The general consensus of opinion is that the earlier play was by Thomas Kyd, the author of the Spanish Tragedie. Nash's preface to Greene's Menaphon, already alluded to, contains a punning reference to "the Kidde in Aesope's fable." Kyd's known plays show marked Senecan influence.[1] The probability that Kyd was the author of the earlier Hamlet is further substantiated by resemblances between the Spanish Tragedie and Shakespeare's Hamlet. In both the motive is revenge; the ghost of the victim relates his story; the hero feigns madness; in each play there is a faithful friend named Horatio; each contains a play within a play; the innocent and guilty alike are involved in the catastrophes.

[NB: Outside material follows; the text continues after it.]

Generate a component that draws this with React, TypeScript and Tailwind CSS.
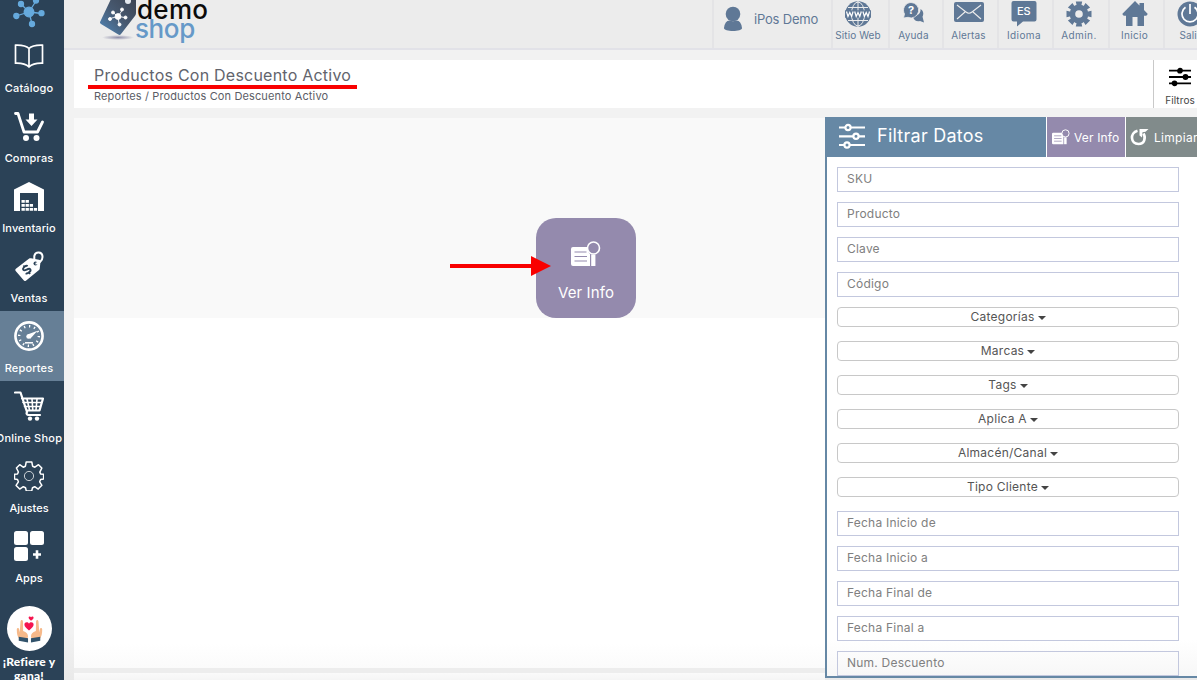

Although no actual trace of this earlier play has been found, many scholars believe that a German manuscript, dated October 27, 1710, and published in 1781, preserves some material from the original version. This manuscript is possibly a modernized copy of an older one which was first translated when a troupe of English actors visited Germany at the end of the sixteenth century.[2] The German play is entitled, Der Bestrafte Brudermord oder: Prinz Hamlet aus Dänemark. (Fratricide Punished, or Prince Hamlet of Denmark). It opens with an allegorical prologue which shows unmistakable Senecan influence. Likewise Polonius is here called Corambus, which corresponds with his name 'Corambis' in the first Quarto. Otherwise this German play is exceedingly crude and coarse, although the outline

  1. He was also the translator of a Seneca-like tragedy entitled Cornelia, by the French tragic writer Garnier.
  2. On the other hand, the earliest reference known to a performance of Hamlet by English actors in Germany is in the year 1626.